Merin’s team established ethical committees so that one doctor was not responsible for making the sole life-or-death decision about a patient, and developed criteria for which patients they would accept. Out of their first 500 patients, only 13 died.
“We knew we picked up the right patients,” Merin said.
Patients were also discharged as soon as they were able to leave, in an effort to treat others with more severe injuries.
“I’m sure we made mistakes, but we were trying to do the right thing for the maximum number of people over there,” Merin said.
After more than a week in Haiti, Merin’s trauma unit began seeing fewer patients with traumatic injuries. And, with the arrival of the USS Comfort, the United States Navy hospital ship, and the reopening of the main hospital in Port-au-Prince, the Israeli delegation went home.
The IDF field hospital was operational for 10 days. In that time, the team saw 1,111 patients, performed 242 surgeries and delivered 16 babies. Only 17 patients died.
Dr. Merle Hillman is an emergency physician at United Hospital in St. Paul and a team commander of the Minnesota chapter of the National Disaster Medical System (NDMS). He attended Merin’s talk.
“We should be proud of what they did,” he said of the Israeli delegation. “They are really good at it.”

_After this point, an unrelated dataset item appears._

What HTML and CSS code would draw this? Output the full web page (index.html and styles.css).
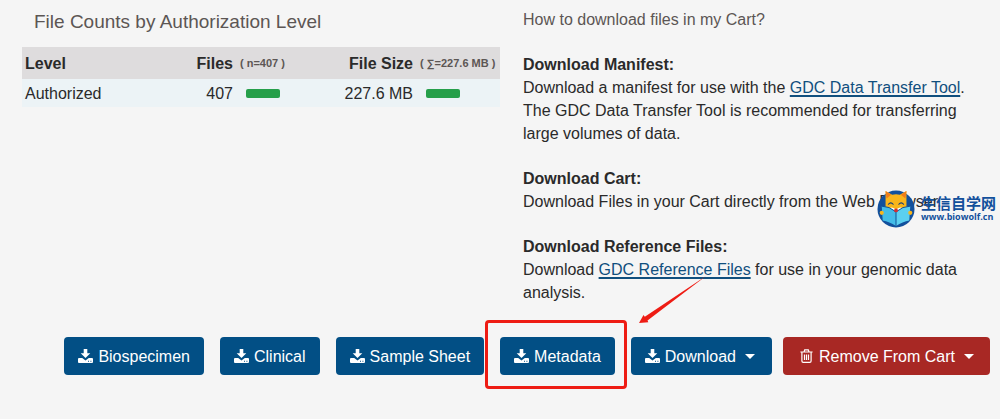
FILE: index.html
```
<!DOCTYPE html>
<html lang="en">
<head>
  <meta charset="UTF-8">
  <meta name="viewport" content="width=device-width, initial-scale=1.0">
  <title>Cart</title>
  <link rel="stylesheet" href="styles.css">
</head>
<body>
  <svg class="defs" aria-hidden="true">
    <symbol id="icon-download" viewBox="0 0 15 14">
      <path d="M5.7 0h3.6v4.2h3L7.5 9 2.7 4.2h3z" />
      <path fill-rule="evenodd" d="M1 9h3.2l3.3 2.4L10.8 9H14q1 0 1 1v3q0 1-1 1H1q-1 0-1-1v-3q0-1 1-1zM10 11.8v1h1v-1zM12.4 11.8v1h1v-1z" />
    </symbol>
    <symbol id="icon-trash" viewBox="0 0 13 14">
      <path fill="none" stroke="currentColor" stroke-width="1.2" d="M.4 3h12.2M4 3l.7-2.2h3.6L9 3M1.9 3v9q0 1.3 1.3 1.3h6.6q1.3 0 1.3-1.3V3M4.5 5.5v5.5M6.5 5.5v5.5M8.5 5.5v5.5" />
    </symbol>
  </svg>

  <main>
    <div class="summary">
      <section class="counts">
        <h1>File Counts by Authorization Level</h1>
        <table>
          <thead>
            <tr>
              <th>Level</th>
              <th class="num files">Files</th>
              <th class="total">( n=407 )</th>
              <th class="num size">File Size</th>
              <th class="total">( ∑=227.6 MB )</th>
            </tr>
          </thead>
          <tbody>
            <tr>
              <td>Authorized</td>
              <td class="num">407</td>
              <td><div class="bar"></div></td>
              <td class="num">227.6 MB</td>
              <td><div class="bar"></div></td>
            </tr>
          </tbody>
        </table>
      </section>

      <section class="help">
        <h2>How to download files in my Cart?</h2>
        <p><strong>Download Manifest:</strong><br>
          Download a manifest for use with the <a href="#">GDC Data Transfer Tool</a>.
          The GDC Data Transfer Tool is recommended for transferring large volumes of data.</p>
        <p><strong>Download Cart:</strong><br>
          Download Files in your Cart directly from the Web Browser.</p>
        <p><strong>Download Reference Files:</strong><br>
          Download <a href="#">GDC Reference Files</a> for use in your genomic data analysis.</p>

        <div class="watermark">
          <svg width="38" height="38" viewBox="0 0 40 40" aria-hidden="true">
            <circle cx="20" cy="20" r="19.5" fill="#12509c" />
            <path fill="#f9b51b" d="M9 19V1l7 4q4-1 8 0l7-4v18l-11 6z" />
            <path fill="#ef7d1a" d="M9 1l6 4-5 4zM31 1l-6 4 5 4z" />
            <path fill="none" stroke="#123f7c" stroke-width="1.2" stroke-linecap="round" d="M12 15q2.5-3 5 0M23 15q2.5-3 5 0" />
            <path fill="#fff" d="M13 19q4-2 7 2 3-4 7-2l-7 4z" />
            <path fill="#42bce8" d="M5 17q8 0 15 6v15Q13 33 6 32z" />
            <path fill="#5bd0f0" d="M35 17q-8 0-15 6v15q7-5 14-6z" />
            <path fill="none" stroke="#0d4c92" d="M5 17q8 0 15 6 7-6 15-6M20 23v15" />
            <circle cx="5" cy="24" r="2.2" fill="#f9b51b" />
            <circle cx="35" cy="24" r="2.2" fill="#f9b51b" />
            <circle cx="20" cy="21.5" r="2" fill="#d52d30" />
          </svg>
          <div>
            <div class="brand" lang="zh">生信自学网</div>
            <div class="site">www.biowolf.cn</div>
          </div>
        </div>
      </section>
    </div>

    <div class="actions">
      <button type="button"><svg class="icon"><use href="#icon-download" /></svg>Biospecimen</button>
      <button type="button"><svg class="icon"><use href="#icon-download" /></svg>Clinical</button>
      <button type="button"><svg class="icon"><use href="#icon-download" /></svg>Sample Sheet</button>
      <div class="marked">
        <button type="button"><svg class="icon"><use href="#icon-download" /></svg>Metadata</button>
        <svg class="arrow" width="68" height="48" viewBox="0 0 68 48" aria-hidden="true">
          <path fill="#ee1c14" d="M67 0L8.5 44.500l.8 1.7L0 47l4.500-8 1.3 1.7z" />
        </svg>
      </div>
      <div class="menus">
        <button type="button" class="menu"><svg class="icon"><use href="#icon-download" /></svg>Download<span class="caret"></span></button>
        <button type="button" class="remove"><svg class="icon"><use href="#icon-trash" /></svg>Remove From Cart<span class="caret"></span></button>
      </div>
    </div>
  </main>
</body>
</html>
```

FILE: styles.css
```
body {
  margin: 0;
  background-color: #f5f5f5;
  color: #2a2a2a;
  font-family: "Liberation Sans", Arial, sans-serif;
  font-size: 16px;
  line-height: 23px;
}
.defs {
  display: none;
}
.summary {
  display: grid;
  grid-template-columns: 1fr 1fr;
}
h1, h2 {
  margin: 0;
  color: #5c5654;
  font-weight: normal;
}
h1 {
  padding: 10px 12px 14px;
  font-size: 19px;
}
h2 {
  margin-bottom: 22px;
  font-size: 16px;
}
.counts {
  padding-left: 22px;
}
table {
  width: 100%;
  border-collapse: collapse;
  table-layout: fixed;
}
th, td {
  height: 28px;
  padding: 0 3px;
  text-align: left;
  white-space: nowrap;
}
th {
  height: 32px;
  background-color: #dedcdd;
}
td {
  background-color: #ecf3f6;
}
.num {
  text-align: right;
}
.files {
  width: 64px;
}
.size {
  width: 90px;
}
.total {
  width: 78px;
  padding: 0 2px 0 4px;
  color: #5c5654;
  font-size: 11px;
}
.bar {
  width: 34px;
  height: 9px;
  margin-left: 7px;
  border-radius: 2px;
  background-color: #269f4a;
}
.help {
  position: relative;
  padding: 8px 30px 0 23px;
}
p {
  margin: 0 0 22px;
}
a {
  color: #104f7e;
  text-decoration-thickness: 2px;
  text-underline-offset: 2px;
}
.watermark {
  position: absolute;
  right: 4px;
  top: 190px;
  display: flex;
  align-items: center;
  gap: 6px;
  color: #12509c;
  font-weight: bold;
}
.brand {
  font-family: "Noto Sans CJK SC", sans-serif;
  font-size: 15px;
  line-height: 16px;
}
.site {
  font-family: "Open Sans", sans-serif;
  font-size: 9px;
  line-height: 12px;
}
.actions {
  display: flex;
  justify-content: flex-end;
  gap: 16px;
  padding: 11px 10px 44px;
}
.menus {
  display: flex;
  gap: 11px;
}
button {
  display: flex;
  align-items: center;
  height: 38px;
  padding: 0 14px;
  border: none;
  border-radius: 4px;
  background-color: #024f85;
  color: white;
  font: inherit;
  white-space: nowrap;
}
.menu {
  padding-right: 17px;
}
.remove {
  padding: 0 16px;
  background-color: #a82824;
}
.icon {
  width: 15px;
  height: 14px;
  margin-right: 5px;
  fill: currentColor;
}
.caret {
  margin-left: 9px;
  border: 5px solid transparent;
  border-top-color: white;
  border-bottom: none;
}
.marked {
  position: relative;
}
.marked::after {
  content: "";
  position: absolute;
  inset: -17px -12px -14px -15px;
  border: 3px solid #ee1c14;
  border-radius: 4px;
  pointer-events: none;
}
.arrow {
  position: absolute;
  left: 139px;
  top: -61px;
}
```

Merin said he was proud to represent the Jewish state.
“It was a privilege, it was an honor to go and assist other people in need, and we were very proud that we were going in the IDF uniforms,” Merin said. “It was an extremely meaningful time in my life… [We came back] with the knowledge that we did some good.”
In May, Merin received the Medal of Valor from the Simon Wiesenthal Center in Los Angeles on behalf of the IDF. Upon accepting the award, he spoke of the Polish woman who had saved his father and enabled his family to be rebuilt in Israel.

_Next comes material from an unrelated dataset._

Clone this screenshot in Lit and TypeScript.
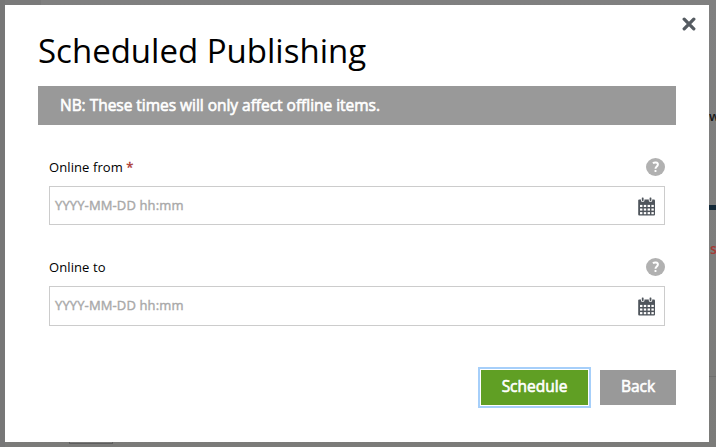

“From this woman’s example, I learned the power of what it means to save a life,” Merin said. “In the magnitude of the disaster, [the IDF personnel] were merely a drop in the ocean. But for the 1,100 people we had the privilege to treat, this represents the true spirit of medicine. That no matter the race, religion or ethnicity of the patient, we will always treat them to the best of our abilities.”